:: GIVEN REQUEST ::
Pull out each line of the records holding the string "this".
───── DATA PROVIDED ─────
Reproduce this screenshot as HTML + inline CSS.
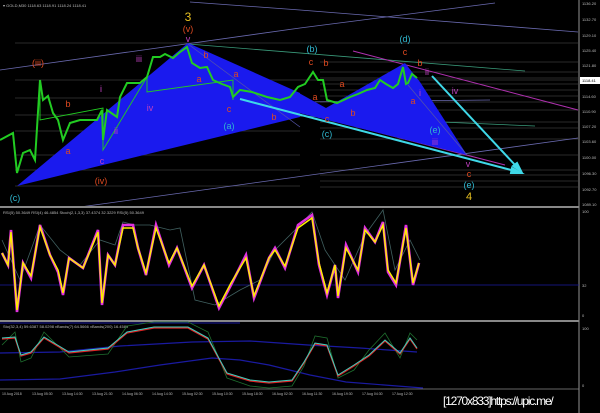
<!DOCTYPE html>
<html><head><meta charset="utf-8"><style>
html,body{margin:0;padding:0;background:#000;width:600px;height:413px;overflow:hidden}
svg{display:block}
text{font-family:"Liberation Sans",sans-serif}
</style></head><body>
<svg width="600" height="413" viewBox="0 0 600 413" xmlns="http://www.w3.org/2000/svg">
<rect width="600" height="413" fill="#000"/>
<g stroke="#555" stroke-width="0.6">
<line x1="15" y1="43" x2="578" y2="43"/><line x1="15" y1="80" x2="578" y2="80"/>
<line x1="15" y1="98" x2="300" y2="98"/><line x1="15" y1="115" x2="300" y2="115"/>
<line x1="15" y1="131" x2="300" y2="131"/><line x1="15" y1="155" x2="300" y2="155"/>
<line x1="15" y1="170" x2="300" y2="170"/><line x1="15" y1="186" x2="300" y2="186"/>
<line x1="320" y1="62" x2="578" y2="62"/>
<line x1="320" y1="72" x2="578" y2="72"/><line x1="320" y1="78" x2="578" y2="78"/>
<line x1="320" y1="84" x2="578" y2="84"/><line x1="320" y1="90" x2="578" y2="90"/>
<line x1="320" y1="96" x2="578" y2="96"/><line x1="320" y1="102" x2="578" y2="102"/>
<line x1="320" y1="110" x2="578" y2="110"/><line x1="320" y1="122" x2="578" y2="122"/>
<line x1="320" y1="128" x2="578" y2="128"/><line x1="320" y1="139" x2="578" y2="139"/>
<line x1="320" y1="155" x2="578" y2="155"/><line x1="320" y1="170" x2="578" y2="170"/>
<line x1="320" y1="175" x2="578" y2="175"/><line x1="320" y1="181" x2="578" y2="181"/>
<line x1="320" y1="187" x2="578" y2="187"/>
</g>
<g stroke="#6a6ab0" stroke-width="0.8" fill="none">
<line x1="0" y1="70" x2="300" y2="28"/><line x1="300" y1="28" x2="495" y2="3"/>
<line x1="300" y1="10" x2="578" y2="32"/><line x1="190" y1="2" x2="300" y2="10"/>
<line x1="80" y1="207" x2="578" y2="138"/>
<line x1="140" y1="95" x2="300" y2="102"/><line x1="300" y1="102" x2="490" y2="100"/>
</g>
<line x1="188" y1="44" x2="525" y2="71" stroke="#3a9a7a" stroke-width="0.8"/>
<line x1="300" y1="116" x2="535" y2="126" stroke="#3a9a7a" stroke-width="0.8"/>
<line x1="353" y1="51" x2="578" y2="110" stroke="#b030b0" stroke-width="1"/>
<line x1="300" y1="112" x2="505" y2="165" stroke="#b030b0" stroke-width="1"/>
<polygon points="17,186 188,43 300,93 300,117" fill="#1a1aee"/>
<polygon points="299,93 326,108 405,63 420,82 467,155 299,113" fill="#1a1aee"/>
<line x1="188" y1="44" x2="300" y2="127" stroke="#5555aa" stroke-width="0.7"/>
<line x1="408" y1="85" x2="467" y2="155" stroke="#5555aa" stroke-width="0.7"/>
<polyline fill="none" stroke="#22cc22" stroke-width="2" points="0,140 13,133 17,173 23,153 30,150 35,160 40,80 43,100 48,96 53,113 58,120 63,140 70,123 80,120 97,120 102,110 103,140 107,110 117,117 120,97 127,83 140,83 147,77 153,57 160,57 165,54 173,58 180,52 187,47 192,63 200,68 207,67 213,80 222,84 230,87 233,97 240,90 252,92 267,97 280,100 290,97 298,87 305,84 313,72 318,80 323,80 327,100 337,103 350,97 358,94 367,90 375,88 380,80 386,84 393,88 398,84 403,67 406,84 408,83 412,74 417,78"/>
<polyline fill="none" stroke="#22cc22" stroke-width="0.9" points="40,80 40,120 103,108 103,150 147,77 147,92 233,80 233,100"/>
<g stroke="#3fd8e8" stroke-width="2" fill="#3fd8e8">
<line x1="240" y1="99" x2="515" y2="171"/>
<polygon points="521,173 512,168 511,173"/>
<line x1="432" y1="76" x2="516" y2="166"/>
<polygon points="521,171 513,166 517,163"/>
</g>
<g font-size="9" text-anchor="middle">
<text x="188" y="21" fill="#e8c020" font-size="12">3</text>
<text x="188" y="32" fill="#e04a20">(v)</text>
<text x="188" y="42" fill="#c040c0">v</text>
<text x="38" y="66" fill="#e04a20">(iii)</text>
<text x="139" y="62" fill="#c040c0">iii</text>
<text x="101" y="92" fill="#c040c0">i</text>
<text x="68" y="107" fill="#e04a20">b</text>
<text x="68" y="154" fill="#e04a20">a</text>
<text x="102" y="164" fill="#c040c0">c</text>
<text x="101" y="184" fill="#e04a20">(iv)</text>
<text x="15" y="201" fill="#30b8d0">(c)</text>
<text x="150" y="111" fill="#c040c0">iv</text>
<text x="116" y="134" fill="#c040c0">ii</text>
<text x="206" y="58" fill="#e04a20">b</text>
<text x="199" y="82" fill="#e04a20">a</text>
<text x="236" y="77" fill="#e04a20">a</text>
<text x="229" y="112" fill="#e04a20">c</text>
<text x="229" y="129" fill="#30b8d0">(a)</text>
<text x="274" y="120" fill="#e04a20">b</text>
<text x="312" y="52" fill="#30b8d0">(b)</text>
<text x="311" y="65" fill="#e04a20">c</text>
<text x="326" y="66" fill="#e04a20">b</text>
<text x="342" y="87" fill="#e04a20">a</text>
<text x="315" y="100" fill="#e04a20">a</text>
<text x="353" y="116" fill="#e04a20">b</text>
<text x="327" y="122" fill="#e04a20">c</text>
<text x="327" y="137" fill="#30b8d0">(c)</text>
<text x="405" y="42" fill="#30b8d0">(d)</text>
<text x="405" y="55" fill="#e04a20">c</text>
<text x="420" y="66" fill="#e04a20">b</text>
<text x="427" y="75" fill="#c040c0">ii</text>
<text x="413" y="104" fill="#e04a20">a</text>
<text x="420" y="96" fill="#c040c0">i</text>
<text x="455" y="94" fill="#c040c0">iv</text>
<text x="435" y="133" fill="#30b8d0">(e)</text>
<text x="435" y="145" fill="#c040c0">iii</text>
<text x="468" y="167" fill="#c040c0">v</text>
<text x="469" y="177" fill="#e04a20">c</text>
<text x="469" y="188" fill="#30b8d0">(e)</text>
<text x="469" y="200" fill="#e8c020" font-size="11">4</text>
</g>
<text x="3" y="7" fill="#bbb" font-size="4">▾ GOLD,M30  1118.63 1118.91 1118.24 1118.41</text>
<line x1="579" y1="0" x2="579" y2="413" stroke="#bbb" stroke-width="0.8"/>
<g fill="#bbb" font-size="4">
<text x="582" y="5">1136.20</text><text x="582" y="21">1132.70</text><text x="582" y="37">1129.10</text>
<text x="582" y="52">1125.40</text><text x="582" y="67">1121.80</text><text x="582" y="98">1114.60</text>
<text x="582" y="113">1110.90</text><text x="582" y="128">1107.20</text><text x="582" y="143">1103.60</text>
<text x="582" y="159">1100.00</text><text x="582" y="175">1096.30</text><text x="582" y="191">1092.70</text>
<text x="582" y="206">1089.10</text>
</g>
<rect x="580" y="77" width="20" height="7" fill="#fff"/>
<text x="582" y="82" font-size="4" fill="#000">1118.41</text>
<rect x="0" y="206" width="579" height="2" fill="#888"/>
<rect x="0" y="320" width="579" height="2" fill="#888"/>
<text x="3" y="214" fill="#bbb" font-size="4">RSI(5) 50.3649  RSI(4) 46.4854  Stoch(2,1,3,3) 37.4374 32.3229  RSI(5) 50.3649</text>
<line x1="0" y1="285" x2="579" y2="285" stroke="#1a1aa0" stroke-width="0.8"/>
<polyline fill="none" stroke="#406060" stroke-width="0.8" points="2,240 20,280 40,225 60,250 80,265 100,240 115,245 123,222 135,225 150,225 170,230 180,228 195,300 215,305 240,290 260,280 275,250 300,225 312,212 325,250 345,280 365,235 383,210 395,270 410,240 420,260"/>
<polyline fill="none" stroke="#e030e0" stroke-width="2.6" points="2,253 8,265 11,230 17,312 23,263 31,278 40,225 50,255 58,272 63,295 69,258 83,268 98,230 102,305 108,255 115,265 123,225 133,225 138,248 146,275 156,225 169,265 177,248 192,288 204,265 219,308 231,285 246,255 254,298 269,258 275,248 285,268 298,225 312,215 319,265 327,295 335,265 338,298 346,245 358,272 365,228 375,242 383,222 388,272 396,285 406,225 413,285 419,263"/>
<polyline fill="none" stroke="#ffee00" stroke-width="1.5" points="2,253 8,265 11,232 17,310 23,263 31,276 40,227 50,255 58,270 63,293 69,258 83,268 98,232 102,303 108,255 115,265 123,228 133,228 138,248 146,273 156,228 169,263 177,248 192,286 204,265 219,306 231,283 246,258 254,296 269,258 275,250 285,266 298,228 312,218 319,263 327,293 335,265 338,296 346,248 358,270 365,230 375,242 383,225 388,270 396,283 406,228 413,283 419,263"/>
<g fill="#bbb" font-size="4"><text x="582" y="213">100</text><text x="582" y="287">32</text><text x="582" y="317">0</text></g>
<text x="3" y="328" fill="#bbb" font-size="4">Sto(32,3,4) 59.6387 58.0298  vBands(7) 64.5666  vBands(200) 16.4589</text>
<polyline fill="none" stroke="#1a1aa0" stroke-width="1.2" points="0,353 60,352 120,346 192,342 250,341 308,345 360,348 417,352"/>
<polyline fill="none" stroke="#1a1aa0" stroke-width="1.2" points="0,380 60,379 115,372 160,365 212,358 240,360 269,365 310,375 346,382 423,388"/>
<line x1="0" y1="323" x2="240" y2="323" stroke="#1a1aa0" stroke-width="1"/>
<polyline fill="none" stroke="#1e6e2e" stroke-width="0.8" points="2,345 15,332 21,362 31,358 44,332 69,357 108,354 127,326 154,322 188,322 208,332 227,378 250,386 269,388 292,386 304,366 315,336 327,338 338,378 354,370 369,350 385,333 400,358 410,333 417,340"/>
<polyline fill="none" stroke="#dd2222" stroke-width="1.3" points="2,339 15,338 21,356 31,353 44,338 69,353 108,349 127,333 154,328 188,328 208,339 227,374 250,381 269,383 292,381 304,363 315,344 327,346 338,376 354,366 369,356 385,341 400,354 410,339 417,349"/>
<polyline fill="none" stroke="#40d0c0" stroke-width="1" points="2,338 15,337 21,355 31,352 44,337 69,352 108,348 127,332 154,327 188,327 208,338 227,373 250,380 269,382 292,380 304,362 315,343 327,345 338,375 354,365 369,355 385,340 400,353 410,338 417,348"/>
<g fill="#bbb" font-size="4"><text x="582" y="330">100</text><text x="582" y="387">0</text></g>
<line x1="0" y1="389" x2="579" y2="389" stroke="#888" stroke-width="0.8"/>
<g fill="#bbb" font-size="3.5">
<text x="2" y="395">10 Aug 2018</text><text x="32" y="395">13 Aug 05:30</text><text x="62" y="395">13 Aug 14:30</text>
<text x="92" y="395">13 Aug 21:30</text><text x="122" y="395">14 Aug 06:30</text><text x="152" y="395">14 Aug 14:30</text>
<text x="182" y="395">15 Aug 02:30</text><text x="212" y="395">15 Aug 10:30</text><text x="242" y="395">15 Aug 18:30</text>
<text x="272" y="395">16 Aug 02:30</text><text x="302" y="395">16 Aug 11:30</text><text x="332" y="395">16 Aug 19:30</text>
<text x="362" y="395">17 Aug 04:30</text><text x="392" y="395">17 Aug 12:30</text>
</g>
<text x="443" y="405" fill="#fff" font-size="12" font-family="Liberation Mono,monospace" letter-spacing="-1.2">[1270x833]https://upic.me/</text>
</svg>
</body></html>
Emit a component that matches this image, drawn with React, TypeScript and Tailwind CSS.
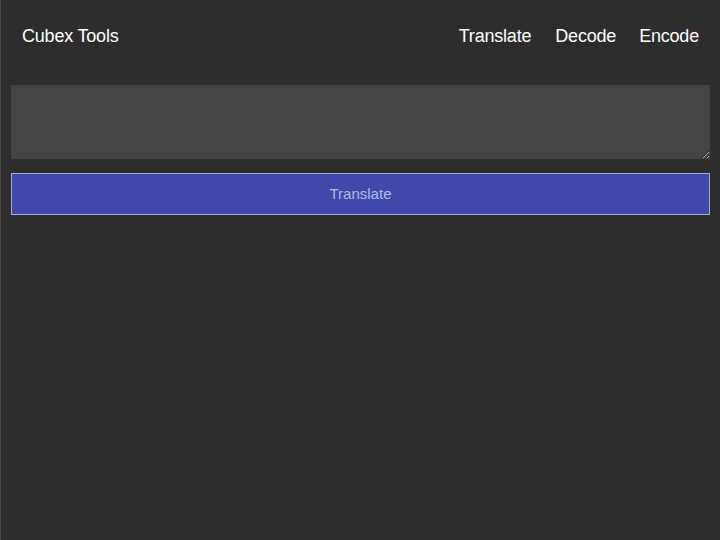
─────
:: REPLY TO THE EXERCISE ::
Reproduce this screenshot as HTML + inline CSS.
Emit a component that matches this image, drawn with React, TypeScript and Tailwind CSS.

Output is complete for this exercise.